Monday, January 5, 2009

Geopolitical Tensions Back in Focus

Geopolitical tensions continue to put upward pressure on energy markets as Feb09 WTI and Brent crude both rallied closer to the $50 level. Renewed militant attacks in Nigeria on Eni operated pipelines come as the Israeli/Gaza conflict looks set to worsen. Meanwhile, Russian and Ukraine have yet to settle their Natural Gas spat as the EU looks into possible siphoning off of gas by the latter country. Further evidence of Opec supply cuts are evident in the tightening of the Brent/Dubai EFS, now at its narrowest level in eight years. The heavy, sour crude of the Dubai Middle East contract is a superior indicator than that of Western benchmarks such as WTI or Brent in the short-term regarding any production cuts by regional producers.

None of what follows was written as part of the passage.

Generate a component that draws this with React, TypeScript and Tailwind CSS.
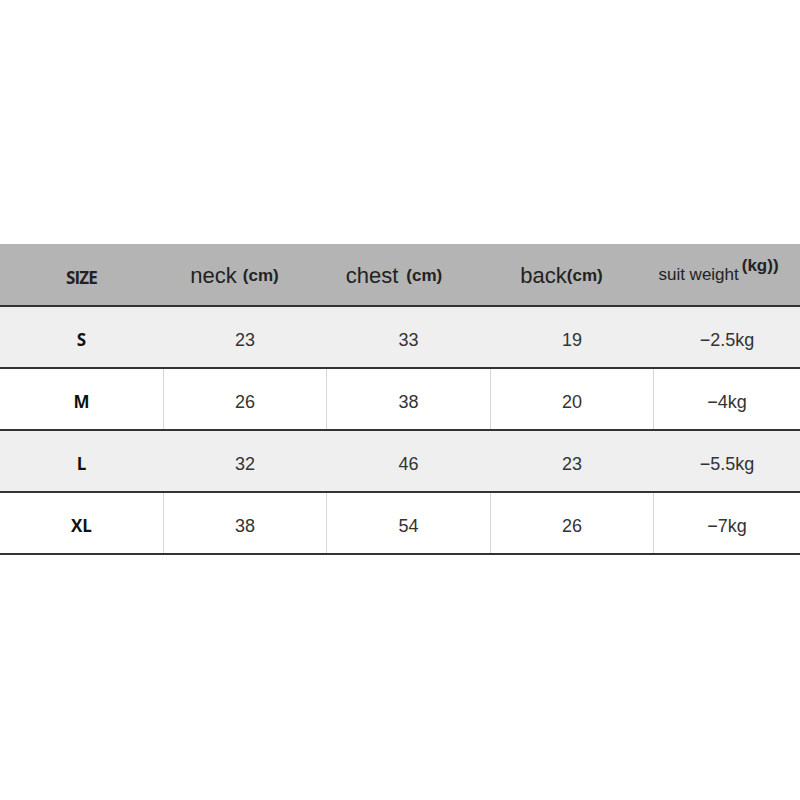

Cheap, near-term upside protection still remains in the Q109 WTI $60/75 call spread strip. Trading around only $2,000 per 1000 barrels per month, this consumer strategy offers total protection of $39,000 with only $6000 at risk. The strip can even be made Costless by selling the $46 put in the same tenor. With the Q109 calendar strip trading above $52.50, the Zero-Cost strategy provides an average downside buffer of about $6.50.